On top of raffles, fundraiser dinners, quizzes and celebrity charity matches across the years, Carter has also brought in professional female athletes from football, netball, hockey and cricket to form panels to speak to mostly women and girls at the club.

“One girl was shaking because she idolised Ann-Katrin Berger, the German goalkeeper, and she was meeting her hero. And you can’t underestimate the effect of that.”

Inspiration aside, in a recent report, Women in Sport highlighted the “opportunity gap” in England, noting that 58% of team-sport opportunities are mixed, while just 20% are girls-only. The research showed that this is not simply about a lack of sessions, but the quality of girls’ sporting experiences, as many find themselves in environments where they feel sidelined, intimidated by boys’ aggression or forced into sessions designed around male interests – factors that the charity says are directly contributing to the 1.3 million teenage girls dropping out of sport each year.

Grassroots clubs can create girls-only sessions or mixed sessions designed to counter gender stereotypes and challenge attitudes. If he could change one thing overnight, Carter would develop more female coaches.

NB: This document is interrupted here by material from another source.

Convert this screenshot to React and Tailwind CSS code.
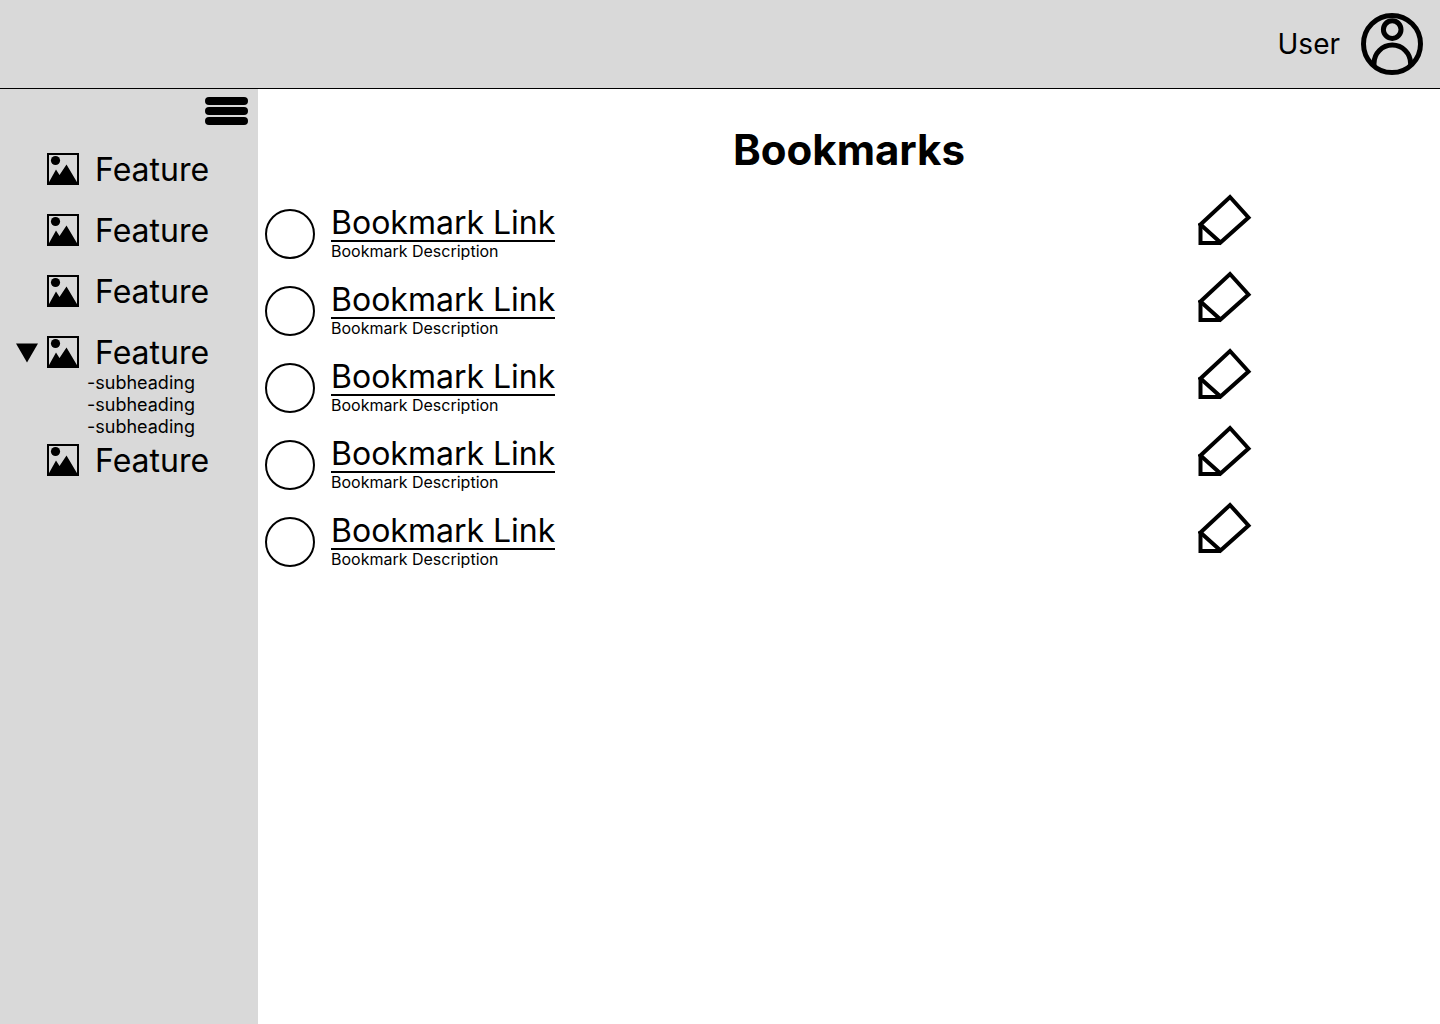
const bookmarks = [1, 2, 3, 4, 5];
const features = [
  { id: 1 },
  { id: 2 },
  { id: 3 },
  { id: 4, subheadings: ["-subheading", "-subheading", "-subheading"] },
  { id: 5 },
];

function UserIcon() {
  return (
    <svg className="size-[62px]" viewBox="0 0 62 62" fill="none" stroke="#000" strokeWidth="5" aria-hidden="true">
      <circle cx="31" cy="31" r="28.5" />
      <circle cx="31.2" cy="16.6" r="8.8" />
      <path d="M13 52V50.400a18.300 18.300 0 0 1 36.600 0V52" />
    </svg>
  );
}

function PictureIcon() {
  return (
    <svg className="size-8" viewBox="0 0 32 32" aria-hidden="true">
      <rect x="1" y="1" width="30" height="30" fill="none" stroke="#000" strokeWidth="2" />
      <circle cx="8.5" cy="7.5" r="4.6" />
      <path d="M1.500 30L9 16.500L12.500 22L19.500 11.500L30.500 30Z" />
    </svg>
  );
}

function PencilIcon() {
  return (
    <svg className="h-[52px] w-[54px]" viewBox="0 0 54 52" fill="none" stroke="#000" strokeWidth="4" aria-hidden="true">
      <path d="M2.500 30.500L32 3L50.500 23.500L22.500 48.500Z" />
      <path d="M2.500 29V49H23" />
    </svg>
  );
}

function Feature({ subheadings }) {
  return (
    <li>
      <div className="flex h-8 items-center">
        <div className="flex w-[47px] justify-end pr-[9px]">
          {subheadings && (
            <button type="button" aria-label="Collapse subheadings" aria-expanded="true">
              <svg className="size-[22px]" viewBox="0 0 22 22" aria-hidden="true">
                <path d="M0 2.500H22L11 21.500Z" />
              </svg>
            </button>
          )}
        </div>
        <a href="#feature" className="flex items-center gap-4 text-[32px] leading-8">
          <PictureIcon />
          <span className="pt-[2px]">Feature</span>
        </a>
      </div>
      {subheadings && (
        <ul className="-mb-[23px] pt-1 pl-[87px] text-[18px] leading-[22px]">
          {subheadings.map((text, i) => (
            <li key={i}>
              <a href="#subheading">{text}</a>
            </li>
          ))}
        </ul>
      )}
    </li>
  );
}

function Bookmark({ id }) {
  return (
    <li className="flex items-start">
      <input
        type="checkbox"
        id={`bookmark-${id}`}
        aria-label="Select bookmark"
        className="mt-[15px] size-[50px] shrink-0 appearance-none rounded-full border-2 border-black checked:bg-black"
      />
      <div className="mt-3 ml-4 flex grow flex-col items-start">
        <a href="#bookmark" className="border-b-2 border-black text-[32px] leading-[34px]">
          Bookmark Link
        </a>
        <p className="text-base leading-[18px]">Bookmark Description</p>
      </div>
      <button type="button" aria-label="Edit bookmark">
        <PencilIcon />
      </button>
    </li>
  );
}

export default function App() {
  return (
    <div className="flex min-h-screen flex-col bg-white font-[Inter,sans-serif] text-black">
      <header className="flex items-center justify-end gap-[21px] border-b border-black bg-[#d9d9d9] py-[13px] pr-[17px]">
        <span className="text-[28px] leading-[34px]">User</span>
        <button type="button" aria-label="User account">
          <UserIcon />
        </button>
      </header>
      <div className="flex grow">
        <nav className="w-[258px] shrink-0 bg-[#d9d9d9]" aria-label="Features">
          <div className="flex justify-end pt-2 pr-[10px]">
            <button type="button" aria-label="Toggle menu" className="flex flex-col gap-[2px]">
              <span className="h-2 w-[43px] rounded-full bg-black" />
              <span className="h-2 w-[43px] rounded-full bg-black" />
              <span className="h-2 w-[43px] rounded-full bg-black" />
            </button>
          </div>
          <ul className="mt-7 flex flex-col gap-[29px]">
            {features.map((feature) => (
              <Feature key={feature.id} subheadings={feature.subheadings} />
            ))}
          </ul>
        </nav>
        <main className="grow pt-[35px]">
          <h1 className="text-center text-[42px] leading-[51px] font-bold">Bookmarks</h1>
          <ul className="mt-[19px] flex flex-col gap-[11px] pr-[188px] pl-[7px]">
            {bookmarks.map((id) => (
              <Bookmark key={id} id={id} />
            ))}
          </ul>
        </main>
      </div>
    </div>
  );
}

“I see it down at the amateur level here, female coaches – we just don’t have enough of them. And I’ve noticed because our women cricketers used to coach our girls, but then they got so successful and were traveling so far, they didn’t have time.

“I would like to see a massive boost in female coaching, and that takes in female managers of football teams in the WSL too. I think that would have a huge effect, to come from above, to go to the clubs to say: ‘Here is this money to help your players to become coaches.’ We’ll encourage them. Then I could reach out to the Colts parents, to the mums, and say: Here’s your opportunity’.”

Even at Downton, the Crawley sisters challenged gender expectations, while the Tom Branson character helped shift an entrenched social order. But Carter questions how much has really changed.

“You see people watching the kids’ games and it’s mainly dads. And you think: ‘Well maybe Dad, if you said to your partner: I’ll stay at home and cook the lunch and put a wash in. You go and support’.”

But he is proud to see, for example, a very quiet and shy girl join the club years ago as a nine-year-old, discover cricket, rise through the teams, become first XI captain, and now, as an adult, a club coach.